Kyle heavily sheared, Lili encountering land, eastern Atlantic still interesting.

TS Kyle continued to weaken in a high shear environment on Saturday, but
is forecast to make a comeback.  The big story with him is the motion...
there has been very little his whole existence!  Recall that he formed
on 9/20, and is still around, and probably will be for another 5+ days,
still no threat to land in that time.  Although the low-level center has
been exposed for a while, centralized convection is making a comeback
this morning, indicating that perhaps the shear is lessening.  As of
15Z, he was at 27.7N 64.8W (520km S of Bermuda) and stationary.  Max
winds are 40kts and the MSLP is 1002mb.  The forecast is for gradual
strengthening and an eastward drift.

Lili has kept a reasonable appearance on satellite, but is passing over
waters surrounded by Jamaica, Hispaniola, and eastern Cuba, all very
mountainous, and that has inhibited her intensification (the center has
managed to weave between all of these islands, a remarkable feat in
itself).  However, all signs point to her being able to regain strength
once she clears the terrain.  At 15Z today, TS Lili was at 18.7N 77.6W
(between Cuba and western Jamaica) and heading W at 6kts.  Intensity is
45kts and 994mb.  A Tropical Storm Watch is in effect for Grand Cayman
and central Cuba and a Tropical Storm Warning is in effect for Cayman
Brac, Little Cayman, Jamaica and eastern Cuba.  She is forecast to
become the 4th hurricane of the season on Tuesday morning.

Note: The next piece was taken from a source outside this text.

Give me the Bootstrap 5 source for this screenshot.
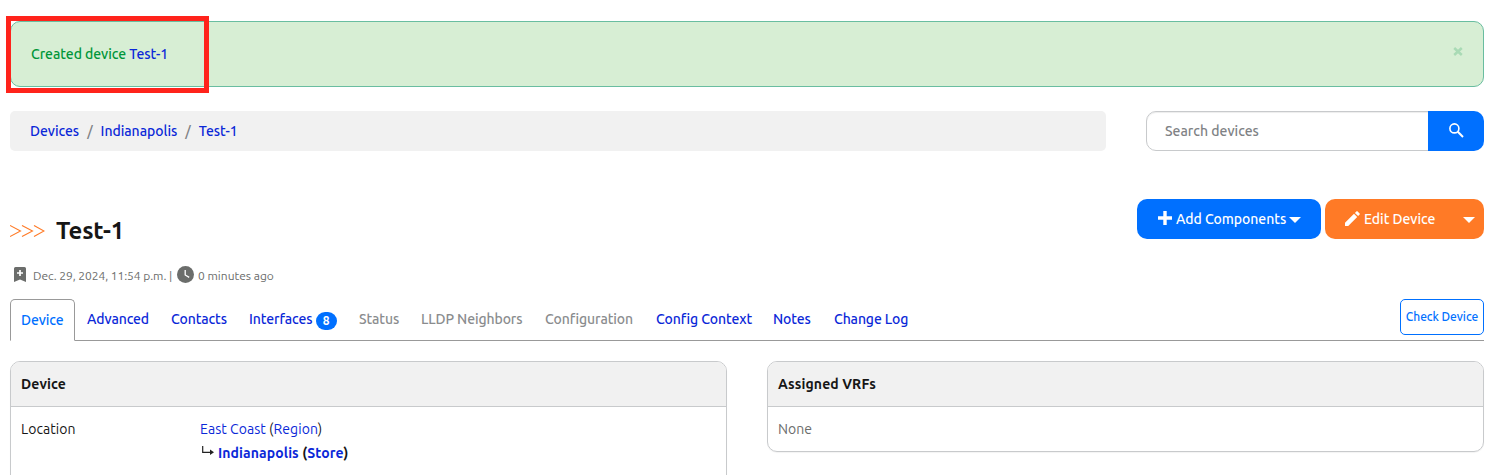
<!DOCTYPE html>
<html lang="en">
<head>
<meta charset="utf-8">
<meta name="viewport" content="width=device-width, initial-scale=1">
<title>Test-1</title>
<link href="https://cdn.jsdelivr.net/npm/bootstrap@5.3.0/dist/css/bootstrap.min.css" rel="stylesheet">
<style>
body{font-family:Ubuntu,"Noto Sans",sans-serif;font-size:14px;line-height:20px;font-weight:500;color:#161616;background:#fff;letter-spacing:-.05px;overflow:hidden}
a{color:#0b28d8;text-decoration:none}
svg{display:block;flex:none}
.page{padding:21px 11px 0 10px;height:475px;overflow:hidden}
.notice{height:66px;padding:0 20px;border:1px solid #69bda0;border-radius:10px;background:#d7eed4;color:#009639;margin:0;position:relative}
.notice .dismiss{color:#a9dab5;margin-top:-5px}
.marker{position:absolute;left:-5px;top:-6px;width:203px;height:77px;border:5px solid #ff231b}
.crumbs{width:1096px;height:40px;background:#f1f1f1;border-radius:5px;padding:0 20px;letter-spacing:-.03px;--bs-breadcrumb-divider-color:#808285;--bs-breadcrumb-item-padding-x:8px}
.finder{width:338px;height:40px}
.finder .form-control{font-size:14px;font-weight:500;letter-spacing:0;border:1px solid #c8cacc;border-radius:10px 0 0 10px;padding:0 18px;box-shadow:inset 0 1px 1px rgba(0,0,0,.075)}
.finder .form-control::placeholder{color:#808285;opacity:1}
.blue,.blue:hover{background:#0070ff;color:#fff;border:0}
.orange,.orange:hover{background:#ff7a26;color:#fff;border:0}
.finder .btn{width:56px;border-radius:0 10px 10px 0!important;padding:0}
.action{height:40px;border-radius:10px;font-size:14px;font-weight:500;line-height:20px;letter-spacing:-.05px}
.action .label-add{width:110px;white-space:nowrap;text-align:left}
.heading{padding-top:17px}
.title-text{font-size:24px;line-height:30px;font-weight:600;letter-spacing:-.2px;margin:0 0 0 11px}
.meta{font-size:12px;line-height:20px;font-weight:400;color:#6b6d6b;height:20px;letter-spacing:0;margin:20px 0 13px}
.device-tabs{border-bottom:1px solid #999;height:42px;flex-wrap:nowrap;letter-spacing:-.1px}
.device-tabs .nav-link{height:42px;padding:9px 0 0 10px;border:1px solid transparent;border-radius:5px 5px 0 0;color:#0b28d8;line-height:20px;white-space:nowrap;margin-bottom:-1px}
.device-tabs .nav-link.active{border-color:#999 #999 #fff;color:#0070ff;background:#fff;padding-top:10px}
.device-tabs .nav-link.disabled{color:#8a8c8e}
.count{font-size:12px;line-height:18px;width:21px;height:18px;border-radius:9px;background:#0070ff;padding:0;margin:3px 0 0 3px;font-weight:600}
.check{width:84px;height:36px;border:1px solid #0070ff;color:#0070ff;border-radius:5px;font-size:12px;font-weight:500;padding:0;white-space:nowrap;letter-spacing:-.05px;line-height:16px}
.panel{border:1px solid #c8cacc;border-radius:10px;overflow:hidden;width:717px;box-shadow:0 1px 1px rgba(0,0,0,.05)}
.panel-head{height:45px;background:#f1f1f1;border-bottom:1px solid #c8cacc;padding:12px 10px;font-weight:700;letter-spacing:.1px}
.panel-body-text{padding:12px 10px;font-weight:400;letter-spacing:.05px}
.key{width:179px}
.val{line-height:24px;margin-top:-2px}
.val .fw-bold{letter-spacing:.1px}
</style>
</head>
<body>
<svg width="0" height="0" class="position-absolute"><defs>
<symbol id="caret" viewBox="0 0 12 6"><path d="M0 0h12L6 6z" fill="currentColor"/></symbol>
</defs></svg>
<main class="page">
  <div class="alert notice d-flex align-items-center justify-content-between" role="alert">
    <span>Created device <a href="#">Test-1</a></span>
    <svg class="dismiss" width="10" height="9" viewBox="0 0 10 9"><path d="M1.2 1l7.6 7M8.8 1L1.2 8" stroke="currentColor" stroke-width="2.5"/></svg>
    <span class="marker"></span>
  </div>

  <div class="d-flex justify-content-between mt-4">
    <ol class="breadcrumb crumbs align-items-center mb-0">
      <li class="breadcrumb-item"><a href="#">Devices</a></li>
      <li class="breadcrumb-item"><a href="#">Indianapolis</a></li>
      <li class="breadcrumb-item"><a href="#">Test-1</a></li>
    </ol>
    <form class="input-group finder flex-nowrap">
      <input class="form-control" placeholder="Search devices" aria-label="Search devices">
      <button type="button" class="btn blue d-flex align-items-center justify-content-center" aria-label="Search"><svg style="margin-bottom:2px" width="15" height="15" viewBox="0 0 15 15" fill="none" stroke="currentColor"><circle cx="5.4" cy="5.4" r="4.5" stroke-width="1.6"/><path d="M8.8 8.8l5.2 5.2" stroke-width="2"/></svg></button>
    </form>
  </div>

  <div class="d-flex justify-content-between align-items-start mt-5" style="height:47px">
    <div class="d-flex align-items-center heading">
      <svg width="35" height="14" viewBox="0 0 35 14" fill="none" stroke="#ff7a26" stroke-width="1.1"><path d="M0 1.4l10.5 5.6L0 12.6M12 1.4L22.5 7 12 12.6M24 1.4L34 7 24 12.6"/></svg>
      <h1 class="title-text">Test-1</h1>
    </div>
    <div class="d-flex gap-1">
      <button class="btn action blue d-flex align-items-center ps-4 pe-0" style="width:184px"><svg width="14" height="14" viewBox="0 0 14 14" style="margin-left:-3px;margin-top:-2px"><path d="M5.3 0h3.4v5.3H14v3.4H8.7V14H5.3V8.7H0V5.3h5.3z" fill="currentColor"/></svg><span class="label-add ms-1">Add Components</span><svg style="margin:1px 0 0 3px" width="12" height="6"><use href="#caret"/></svg></button>
      <div class="btn-group" style="width:159px">
        <button class="btn action orange d-flex align-items-center pe-0" style="padding-left:20px"><svg style="margin-top:-1px" width="15" height="15" viewBox="0 0 15 15" fill="currentColor"><path d="M0 15v-3.2L9 2.8 12.2 6l-9 9zM9.9 1.9l1.5-1.5q.6-.6 1.2 0l2 2q.6.6 0 1.2l-1.5 1.5z"/></svg><span class="ms-1 text-nowrap">Edit Device</span></button>
        <button class="btn action orange d-flex align-items-center justify-content-end p-0" style="padding-right:9px!important" aria-label="More"><svg style="margin-top:2px" width="12" height="6"><use href="#caret"/></svg></button>
      </div>
    </div>
  </div>

  <div class="meta d-flex align-items-center">
    <svg width="12" height="15" viewBox="0 0 12 15" style="margin-left:4px;margin-top:-3px"><path d="M1.5 0h9Q12 0 12 1.5V15l-6-2.5L0 15V1.5Q0 0 1.5 0z" fill="#6b6d6b"/><path d="M6 3v6M3 6h6" stroke="#fff" stroke-width="1.7"/></svg>
    <span style="margin-left:7px;width:136px;letter-spacing:-.05px">Dec. 29, 2024, 11:54 p.m.</span><span style="width:8px">|</span>
    <svg width="17" height="17" viewBox="0 0 17 17" style="margin-top:-3px"><circle cx="8.5" cy="8.5" r="8.5" fill="#6b6d6b"/><path d="M8.2 4v5l4 2.4" fill="none" stroke="#fff" stroke-width="1.3"/></svg>
    <span class="ms-1">0 minutes ago</span>
  </div>

  <ul class="nav nav-tabs device-tabs">
    <li class="nav-item" style="width:66px"><a class="nav-link active" style="width:65px" href="#">Device</a></li>
    <li class="nav-item" style="width:84px"><a class="nav-link" href="#">Advanced</a></li>
    <li class="nav-item" style="width:78px"><a class="nav-link" href="#">Contacts</a></li>
    <li class="nav-item" style="width:110px"><a class="nav-link d-flex" href="#">Interfaces<span class="badge count">8</span></a></li>
    <li class="nav-item" style="width:62px"><a class="nav-link disabled">Status</a></li>
    <li class="nav-item" style="width:124px"><a class="nav-link disabled">LLDP Neighbors</a></li>
    <li class="nav-item" style="width:111px"><a class="nav-link disabled">Configuration</a></li>
    <li class="nav-item" style="width:117px"><a class="nav-link" href="#">Config Context</a></li>
    <li class="nav-item" style="width:61px"><a class="nav-link" href="#">Notes</a></li>
    <li class="nav-item"><a class="nav-link" href="#">Change Log</a></li>
    <li class="nav-item ms-auto"><button class="btn check">Check Device</button></li>
  </ul>

  <div class="d-flex justify-content-between align-items-start" style="margin-top:20px">
    <section class="panel" style="height:140px">
      <div class="panel-head">Device</div>
      <div class="panel-body-text d-flex">
        <div class="key">Location</div>
        <div class="val"><a href="#">East Coast</a> (<a href="#">Region</a>)<br>
          <div class="d-flex fw-bold"><svg width="12" height="11" viewBox="0 0 12 11" style="margin:5px 4px 0 2px"><path d="M.7 0v6.3H9" fill="none" stroke="#222" stroke-width="1.2"/><path d="M8 3.6l4 2.7L8 9z" fill="#222"/></svg><span><a href="#">Indianapolis</a> (<a href="#">Store</a>)</span></div>
        </div>
      </div>
    </section>
    <section class="panel" style="height:91px">
      <div class="panel-head">Assigned VRFs</div>
      <div class="panel-body-text" style="color:#6b6d6b">None</div>
    </section>
  </div>
</main>
<script src="https://cdn.jsdelivr.net/npm/bootstrap@5.3.0/dist/js/bootstrap.bundle.min.js"></script>
</body>
</html>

The GFDL model has quite the ironic track forecast for her: landfall
near Lake Charles, LA on Thursday morning as a CAT3 hurricane.  This
would put New Orleans just to the east of the center which would be
catastrophic, not to mention that they just had a TS landfall last
Thursday morning at the same place.  We'll see how the next couple of
days pan out, but by Tuesday, evacuations need to begin, so hopefully
the models will continue to converge on a solution (so far they do). 
AVN, the most reliable track forecaster this season, goes for landfall
on New Orleans on Thursday morning.

The tropical wave that was near the Cape Verde Islands on Friday is now
1300 miles WSW of those islands (about 12N 35W) and moving W at 12kts. 
It has a 1012mb Low, Vertical shear is fairly high, the vorticity center
is elongated, but the SSTs are warm and as it heads west, it may take
advantage of improving conditions.


Please visit my tropical Atlantic headquarters.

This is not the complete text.